Instruction —
Return the material word for word. Do not include pictures.

Material —
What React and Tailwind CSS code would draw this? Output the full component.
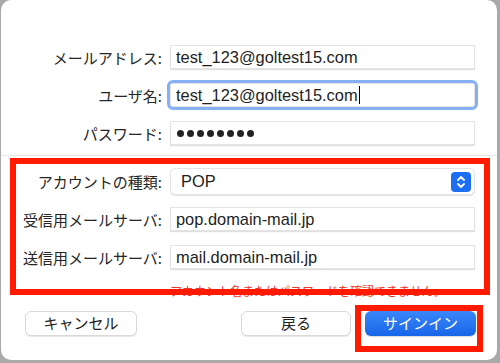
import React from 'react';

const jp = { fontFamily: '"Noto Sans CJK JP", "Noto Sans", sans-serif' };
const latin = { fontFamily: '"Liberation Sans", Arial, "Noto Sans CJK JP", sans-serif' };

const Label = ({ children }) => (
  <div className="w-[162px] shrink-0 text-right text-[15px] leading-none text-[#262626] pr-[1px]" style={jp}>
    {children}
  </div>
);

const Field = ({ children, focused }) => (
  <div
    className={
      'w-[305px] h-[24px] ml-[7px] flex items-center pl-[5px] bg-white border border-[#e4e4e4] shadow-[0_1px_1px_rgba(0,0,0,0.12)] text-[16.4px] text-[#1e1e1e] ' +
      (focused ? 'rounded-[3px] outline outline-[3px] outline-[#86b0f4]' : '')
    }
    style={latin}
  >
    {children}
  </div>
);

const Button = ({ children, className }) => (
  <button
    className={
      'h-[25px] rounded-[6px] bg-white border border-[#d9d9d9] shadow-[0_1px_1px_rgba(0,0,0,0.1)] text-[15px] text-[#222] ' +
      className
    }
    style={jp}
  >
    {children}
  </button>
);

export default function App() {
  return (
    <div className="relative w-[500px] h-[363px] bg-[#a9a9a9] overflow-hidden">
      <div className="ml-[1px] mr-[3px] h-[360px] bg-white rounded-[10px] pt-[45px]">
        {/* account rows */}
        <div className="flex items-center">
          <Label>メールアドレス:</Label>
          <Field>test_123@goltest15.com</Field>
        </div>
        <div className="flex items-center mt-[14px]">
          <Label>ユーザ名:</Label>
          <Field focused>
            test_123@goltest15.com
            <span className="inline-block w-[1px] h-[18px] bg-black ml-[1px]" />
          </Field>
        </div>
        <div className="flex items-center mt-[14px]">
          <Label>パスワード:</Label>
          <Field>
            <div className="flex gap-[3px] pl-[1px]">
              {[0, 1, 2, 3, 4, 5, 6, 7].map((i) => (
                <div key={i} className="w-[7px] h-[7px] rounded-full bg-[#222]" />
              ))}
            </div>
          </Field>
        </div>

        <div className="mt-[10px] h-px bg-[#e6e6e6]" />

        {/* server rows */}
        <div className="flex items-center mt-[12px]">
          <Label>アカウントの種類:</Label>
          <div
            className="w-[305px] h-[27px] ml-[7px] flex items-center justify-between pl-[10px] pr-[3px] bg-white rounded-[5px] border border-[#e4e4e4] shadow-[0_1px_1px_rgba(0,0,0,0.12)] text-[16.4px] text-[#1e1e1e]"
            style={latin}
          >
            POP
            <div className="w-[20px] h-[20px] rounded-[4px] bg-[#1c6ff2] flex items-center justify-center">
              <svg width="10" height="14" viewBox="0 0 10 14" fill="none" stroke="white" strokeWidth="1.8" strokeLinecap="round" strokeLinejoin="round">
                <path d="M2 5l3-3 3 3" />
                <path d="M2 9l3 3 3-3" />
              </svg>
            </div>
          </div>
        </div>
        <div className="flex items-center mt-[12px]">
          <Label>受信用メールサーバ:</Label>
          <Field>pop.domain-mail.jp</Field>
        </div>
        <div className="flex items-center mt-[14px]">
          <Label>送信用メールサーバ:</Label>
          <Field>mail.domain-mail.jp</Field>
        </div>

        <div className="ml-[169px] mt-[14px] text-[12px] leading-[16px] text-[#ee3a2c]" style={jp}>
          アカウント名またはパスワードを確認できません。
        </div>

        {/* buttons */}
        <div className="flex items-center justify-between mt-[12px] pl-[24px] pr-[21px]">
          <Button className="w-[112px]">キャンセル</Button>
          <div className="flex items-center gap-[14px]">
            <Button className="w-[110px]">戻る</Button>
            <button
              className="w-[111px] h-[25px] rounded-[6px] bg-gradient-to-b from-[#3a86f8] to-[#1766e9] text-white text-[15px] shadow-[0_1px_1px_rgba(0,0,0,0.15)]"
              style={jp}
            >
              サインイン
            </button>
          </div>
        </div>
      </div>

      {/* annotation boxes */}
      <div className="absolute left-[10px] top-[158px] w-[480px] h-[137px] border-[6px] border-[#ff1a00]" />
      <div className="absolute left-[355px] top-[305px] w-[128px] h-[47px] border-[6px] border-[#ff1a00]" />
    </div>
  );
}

Expected answer —
What React and Tailwind CSS code would draw this? Output the full component.
import React from 'react';

const jp = { fontFamily: '"Noto Sans CJK JP", "Noto Sans", sans-serif' };
const latin = { fontFamily: '"Liberation Sans", Arial, "Noto Sans CJK JP", sans-serif' };

const Label = ({ children }) => (
  <div className="w-[162px] shrink-0 text-right text-[15px] leading-none text-[#262626] pr-[1px]" style={jp}>
    {children}
  </div>
);

const Field = ({ children, focused }) => (
  <div
    className={
      'w-[305px] h-[24px] ml-[7px] flex items-center pl-[5px] bg-white border border-[#e4e4e4] shadow-[0_1px_1px_rgba(0,0,0,0.12)] text-[16.4px] text-[#1e1e1e] ' +
      (focused ? 'rounded-[3px] outline outline-[3px] outline-[#86b0f4]' : '')
    }
    style={latin}
  >
    {children}
  </div>
);

const Button = ({ children, className }) => (
  <button
    className={
      'h-[25px] rounded-[6px] bg-white border border-[#d9d9d9] shadow-[0_1px_1px_rgba(0,0,0,0.1)] text-[15px] text-[#222] ' +
      className
    }
    style={jp}
  >
    {children}
  </button>
);

export default function App() {
  return (
    <div className="relative w-[500px] h-[363px] bg-[#a9a9a9] overflow-hidden">
      <div className="ml-[1px] mr-[3px] h-[360px] bg-white rounded-[10px] pt-[45px]">
        {/* account rows */}
        <div className="flex items-center">
          <Label>メールアドレス:</Label>
          <Field>test_123@goltest15.com</Field>
        </div>
        <div className="flex items-center mt-[14px]">
          <Label>ユーザ名:</Label>
          <Field focused>
            test_123@goltest15.com
            <span className="inline-block w-[1px] h-[18px] bg-black ml-[1px]" />
          </Field>
        </div>
        <div className="flex items-center mt-[14px]">
          <Label>パスワード:</Label>
          <Field>
            <div className="flex gap-[3px] pl-[1px]">
              {[0, 1, 2, 3, 4, 5, 6, 7].map((i) => (
                <div key={i} className="w-[7px] h-[7px] rounded-full bg-[#222]" />
              ))}
            </div>
          </Field>
        </div>

        <div className="mt-[10px] h-px bg-[#e6e6e6]" />

        {/* server rows */}
        <div className="flex items-center mt-[12px]">
          <Label>アカウントの種類:</Label>
          <div
            className="w-[305px] h-[27px] ml-[7px] flex items-center justify-between pl-[10px] pr-[3px] bg-white rounded-[5px] border border-[#e4e4e4] shadow-[0_1px_1px_rgba(0,0,0,0.12)] text-[16.4px] text-[#1e1e1e]"
            style={latin}
          >
            POP
            <div className="w-[20px] h-[20px] rounded-[4px] bg-[#1c6ff2] flex items-center justify-center">
              <svg width="10" height="14" viewBox="0 0 10 14" fill="none" stroke="white" strokeWidth="1.8" strokeLinecap="round" strokeLinejoin="round">
                <path d="M2 5l3-3 3 3" />
                <path d="M2 9l3 3 3-3" />
              </svg>
            </div>
          </div>
        </div>
        <div className="flex items-center mt-[12px]">
          <Label>受信用メールサーバ:</Label>
          <Field>pop.domain-mail.jp</Field>
        </div>
        <div className="flex items-center mt-[14px]">
          <Label>送信用メールサーバ:</Label>
          <Field>mail.domain-mail.jp</Field>
        </div>

        <div className="ml-[169px] mt-[14px] text-[12px] leading-[16px] text-[#ee3a2c]" style={jp}>
          アカウント名またはパスワードを確認できません。
        </div>

        {/* buttons */}
        <div className="flex items-center justify-between mt-[12px] pl-[24px] pr-[21px]">
          <Button className="w-[112px]">キャンセル</Button>
          <div className="flex items-center gap-[14px]">
            <Button className="w-[110px]">戻る</Button>
            <button
              className="w-[111px] h-[25px] rounded-[6px] bg-gradient-to-b from-[#3a86f8] to-[#1766e9] text-white text-[15px] shadow-[0_1px_1px_rgba(0,0,0,0.15)]"
              style={jp}
            >
              サインイン
            </button>
          </div>
        </div>
      </div>

      {/* annotation boxes */}
      <div className="absolute left-[10px] top-[158px] w-[480px] h-[137px] border-[6px] border-[#ff1a00]" />
      <div className="absolute left-[355px] top-[305px] w-[128px] h-[47px] border-[6px] border-[#ff1a00]" />
    </div>
  );
}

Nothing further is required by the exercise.